Chile’s quandary from that dark time is a version of a real dilemma for constitutional democrats everywhere, including Americans, to ponder. What is the appropriate conservative response to radicals who gain control of governmental institutions through legitimate means and then unleash social and economic revolution, all the time claiming they are respecting the very institutions they are destroying? (Here at home, to what extent is the Biden administration employing those very tactics?)
There is no doubt that Pinochet did much good, particularly in the beginning, by dealing a death blow to Castroism in the Andes, but it is also true that he later became a liability to the anti-communist cause. While Pinochet always defended his extreme actions by saying Chile was in a civil war in 1973, requiring forceful martial law measures, there is no doubt that his security forces often gravely overreached, causing unnecessary human tragedy.

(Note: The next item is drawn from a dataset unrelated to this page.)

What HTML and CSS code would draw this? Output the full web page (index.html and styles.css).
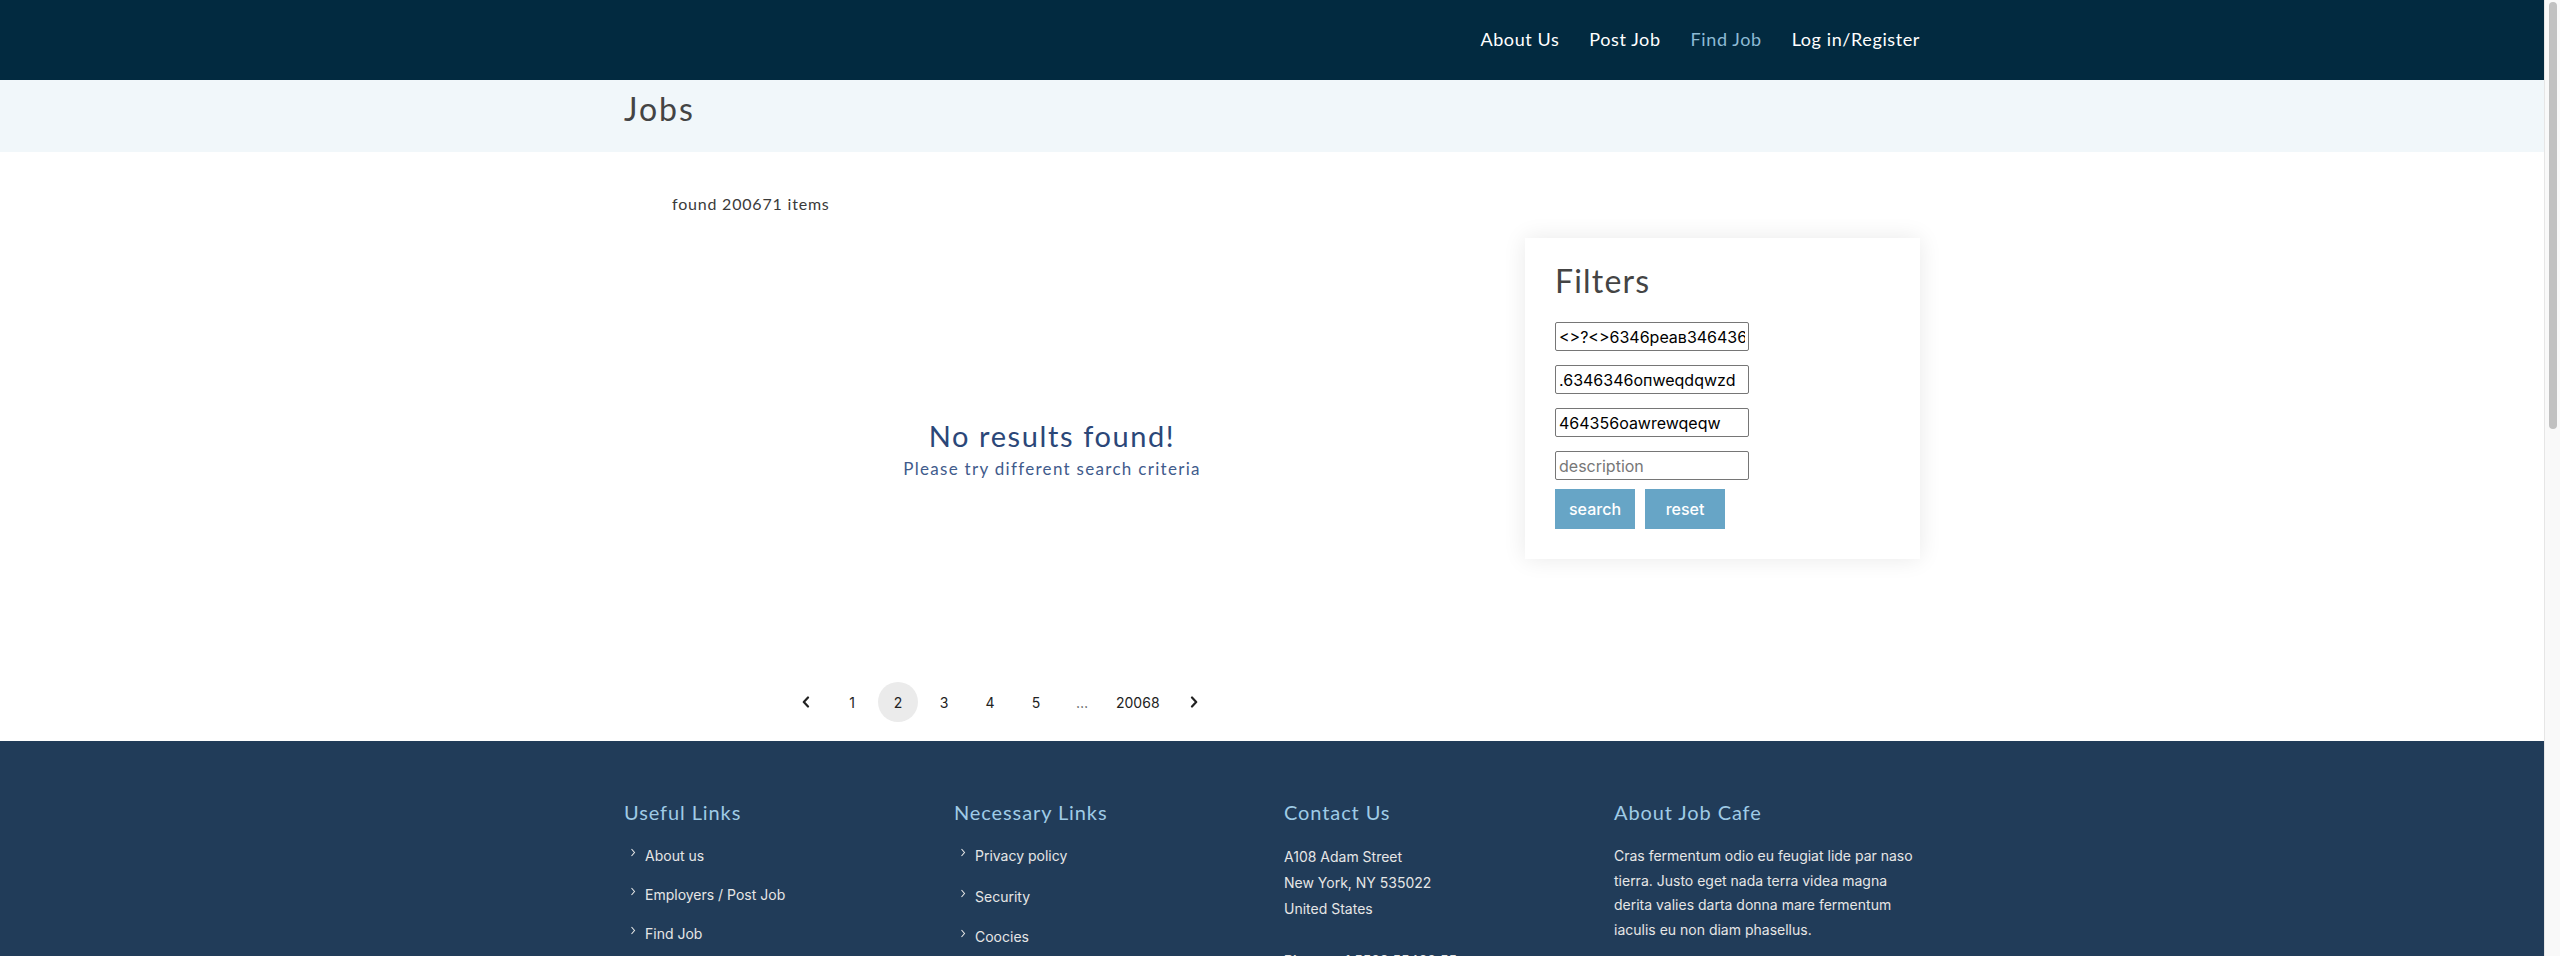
FILE: index.html
```html
<!DOCTYPE html>
<html lang="en">
<head>
<meta charset="utf-8">
<title>Jobs</title>
<link rel="stylesheet" href="styles.css">
</head>
<body>
<div class="scroll-thumb"></div>
<header class="topnav">
  <div class="container nav-inner">
    <nav class="nav-links">
      <a href="#">About Us</a>
      <a href="#">Post Job</a>
      <a href="#" class="active">Find Job</a>
      <a href="#">Log in/Register</a>
    </nav>
  </div>
</header>

<section class="page-title">
  <div class="container">
    <h1>Jobs</h1>
  </div>
</section>

<main class="container main-row">
  <div class="col-main">
    <p class="found">found 200671 items</p>
    <div class="empty">
      <h2>No results found!</h2>
      <p>Please try different search criteria</p>
    </div>
    <ul class="pagination">
      <li class="pg-arrow"><svg width="8" height="12" viewBox="0 0 8 12"><path d="M6 1.5 L1.8 6 L6 10.5" fill="none" stroke="#222" stroke-width="2.2" stroke-linecap="round" stroke-linejoin="round"/></svg></li>
      <li>1</li>
      <li class="current">2</li>
      <li>3</li>
      <li>4</li>
      <li>5</li>
      <li class="dots">…</li>
      <li class="wide">20068</li>
      <li class="pg-arrow"><svg width="8" height="12" viewBox="0 0 8 12"><path d="M2 1.5 L6.2 6 L2 10.5" fill="none" stroke="#222" stroke-width="2.2" stroke-linecap="round" stroke-linejoin="round"/></svg></li>
    </ul>
  </div>
  <aside class="col-side">
    <div class="filter-card">
      <h3>Filters</h3>
      <form class="filter-form">
        <input type="text" value="<>?<>6346peaв346436">
        <input type="text" value=".6346346oпweqdqwzd">
        <input type="text" value="464356oawrewqeqw">
        <input type="text" placeholder="description">
        <div class="btns">
          <button type="button">search</button>
          <button type="button">reset</button>
        </div>
      </form>
    </div>
  </aside>
</main>

<footer class="footer">
  <div class="container footer-row">
    <div class="fcol">
      <h4>Useful Links</h4>
      <ul class="flinks">
        <li><svg class="chev" width="6" height="9" viewBox="0 0 6 9"><path d="M1.5 1 L4.5 4.5 L1.5 8" fill="none" stroke="#e6e6e6" stroke-width="1.1"/></svg>About us</li>
        <li><svg class="chev" width="6" height="9" viewBox="0 0 6 9"><path d="M1.5 1 L4.5 4.5 L1.5 8" fill="none" stroke="#e6e6e6" stroke-width="1.1"/></svg>Employers / Post Job</li>
        <li><svg class="chev" width="6" height="9" viewBox="0 0 6 9"><path d="M1.5 1 L4.5 4.5 L1.5 8" fill="none" stroke="#e6e6e6" stroke-width="1.1"/></svg>Find Job</li>
      </ul>
    </div>
    <div class="fcol">
      <h4>Necessary Links</h4>
      <ul class="flinks nec">
        <li><svg class="chev" width="6" height="9" viewBox="0 0 6 9"><path d="M1.5 1 L4.5 4.5 L1.5 8" fill="none" stroke="#e6e6e6" stroke-width="1.1"/></svg>Privacy policy</li>
        <li><svg class="chev" width="6" height="9" viewBox="0 0 6 9"><path d="M1.5 1 L4.5 4.5 L1.5 8" fill="none" stroke="#e6e6e6" stroke-width="1.1"/></svg>Security</li>
        <li><svg class="chev" width="6" height="9" viewBox="0 0 6 9"><path d="M1.5 1 L4.5 4.5 L1.5 8" fill="none" stroke="#e6e6e6" stroke-width="1.1"/></svg>Coocies</li>
      </ul>
    </div>
    <div class="fcol">
      <h4>Contact Us</h4>
      <p class="contact">A108 Adam Street<br>New York, NY 535022<br>United States</p>
      <p class="contact"><strong>Phone:</strong> +1 5589 55488 55<br><strong>Email:</strong> info@example.com</p>
    </div>
    <div class="fcol">
      <h4>About Job Cafe</h4>
      <p class="about">Cras fermentum odio eu feugiat lide par naso tierra. Justo eget nada terra videa magna derita valies darta donna mare fermentum iaculis eu non diam phasellus.</p>
    </div>
  </div>
  <div class="container copyright">© Copyright Job Cafe. All Rights Reserved</div>
</footer>
</body>
</html>
```

FILE: styles.css
```css
html, body {
  margin: 0;
  padding: 0;
}

/* the reference shows a classic 15px scrollbar track on the right */
html {
  background: #f9f9f9;
}

body {
  margin-right: 15px;
  border-right: 1px solid #e6e6e6;
  box-sizing: border-box;
  font-family: "Lato", "Noto Sans", sans-serif;
  color: #333;
  background: #fff;
}

.scroll-thumb {
  position: fixed;
  top: 2px;
  right: 3px;
  width: 8px;
  height: 427px;
  border-radius: 4px;
  background: #c1c1c1;
  z-index: 10;
}

.container {
  width: 1296px;
  margin: 0 auto;
}

/* ---------- top nav ---------- */
.topnav {
  background: #022a40;
  height: 80px;
}

.nav-inner {
  height: 80px;
  display: flex;
  justify-content: flex-end;
  align-items: center;
}

.nav-links {
  display: flex;
  gap: 30px;
  padding-bottom: 2px;
}

.nav-links a {
  color: #fff;
  text-decoration: none;
  font-size: 18px;
  letter-spacing: 0.6px;
}

.nav-links a.active {
  color: #8dbad5;
}

/* ---------- page title band ---------- */
.page-title {
  background: #f1f7fa;
  height: 72px;
}

.page-title .container {
  height: 72px;
  display: flex;
  align-items: center;
}

.page-title h1 {
  margin: 0 0 14px;
  font-weight: 400;
  font-size: 32px;
  letter-spacing: 2px;
  color: #444;
  line-height: 1;
}

/* ---------- main ---------- */
.main-row {
  display: flex;
  justify-content: space-between;
  min-height: 589px;
}

.col-main {
  width: 856px;
  padding-top: 40px;
}

.found {
  margin: 0 0 0 48px;
  font-size: 16px;
  line-height: 24px;
  letter-spacing: 0.8px;
  color: #3a3a3a;
}

.empty {
  text-align: center;
  margin-top: 202px;
}

.empty h2 {
  margin: 0 0 4px;
  font-weight: 400;
  font-size: 29px;
  line-height: 35px;
  letter-spacing: 1.6px;
  color: #2b4778;
}

.empty p {
  margin: 0;
  font-size: 17px;
  line-height: 24px;
  letter-spacing: 1.3px;
  color: #3f5b8c;
}

.pagination {
  list-style: none;
  margin: 201px 0 0 162px;
  padding: 0;
  display: flex;
  gap: 6px;
  font-family: "Inter", "Liberation Sans", sans-serif;
  font-size: 14px;
  color: #222;
}

.pagination li {
  min-width: 40px;
  height: 40px;
  border-radius: 20px;
  display: flex;
  align-items: center;
  justify-content: center;
  box-sizing: border-box;
}

.pagination li.wide {
  padding: 0 8px;
}

.pagination li.current {
  background: #ebebeb;
}

.pagination li.dots {
  color: #555;
}

.col-side {
  width: 395px;
}

.filter-card {
  margin-top: 86px;
  background: #fff;
  box-shadow: 0 0 22px rgba(0, 0, 0, 0.09);
  padding: 23px 30px 30px 30px;
}

.filter-card h3 {
  margin: 0 0 21px;
  font-weight: 400;
  font-size: 32px;
  line-height: 40px;
  letter-spacing: 1.2px;
  color: #444;
}

.filter-form {
  display: flex;
  flex-direction: column;
  align-items: flex-start;
  gap: 14px;
}

.filter-form input {
  width: 194px;
  height: 29px;
  box-sizing: border-box;
  border: 1px solid #767676;
  border-radius: 2px;
  padding: 1px 3px;
  font-family: "Inter", "Liberation Sans", sans-serif;
  font-size: 16px;
  color: #000;
  background: #fff;
  outline: none;
}

.filter-form input::placeholder {
  color: #777;
}

.btns {
  display: flex;
  gap: 10px;
  margin-top: -5px;
}

.btns button {
  width: 80px;
  height: 40px;
  border: none;
  border-radius: 0;
  background: #67a5c6;
  color: #fff;
  font-family: "Inter", "Liberation Sans", sans-serif;
  font-size: 16px;
  font-weight: 500;
  padding: 0;
}

/* ---------- footer ---------- */
.footer {
  background: #213c59;
  min-height: 1399px;
  padding-top: 59px;
  box-sizing: border-box;
}

.footer-row {
  display: grid;
  grid-template-columns: repeat(4, 1fr);
  column-gap: 24px;
}

.fcol h4 {
  margin: 0 0 20px;
  font-weight: 400;
  font-size: 20px;
  line-height: 24px;
  letter-spacing: 0.9px;
  color: #9fcbe6;
}

.flinks {
  list-style: none;
  margin: 0;
  padding: 0 0 0 6px;
  font-family: "Inter", "Liberation Sans", sans-serif;
  font-size: 14px;
  color: #e6e6e6;
}

.flinks li {
  line-height: 24px;
  margin-bottom: 15px;
  display: flex;
  align-items: flex-start;
  gap: 9px;
}

.flinks.nec li {
  margin-bottom: 16.5px;
}

.chev {
  margin-top: 4px;
}

.contact {
  margin: 0 0 26px;
  font-family: "Inter", "Liberation Sans", sans-serif;
  font-size: 14px;
  line-height: 26px;
  color: #e6e6e6;
}

.contact strong {
  font-weight: 600;
}

.about {
  margin: 0;
  width: 300px;
  font-family: "Inter", "Liberation Sans", sans-serif;
  font-size: 14px;
  line-height: 24.5px;
  color: #e6e6e6;
}

.copyright {
  margin-top: 60px;
  padding-top: 30px;
  border-top: 1px solid #2f4d6c;
  font-family: "Inter", "Liberation Sans", sans-serif;
  font-size: 14px;
  color: #cfd8e0;
  text-align: center;
}
```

It is also a misreading of history to assert that American support for the general’s coup makes Washington responsible for all the Pinochet regime’s later excesses. Pinochet was never a U.S. puppet, and he acted independently on many things. The general tenaciously held on to presidential power long after American leadership—even under the Reagan administration—wanted him to leave La Moneda. The Pinochet regime’s later brutality, typified by Operation Condor and the Letelier killings in Washington, cannot fairly be seen as inevitable results of the original Nixon-Kissinger decision to intervene.
One key lesson is that ambitious U.S. foreign policy is rarely as effective in pulling puppet strings and orchestrating events as both many of its proponents and detractors like to think. What can go wrong will go wrong. This Andean tragedy, first brought on by Allende and Castro, was, in the end, a sad example of how even Chilean patriots could be corrupted by unchecked power.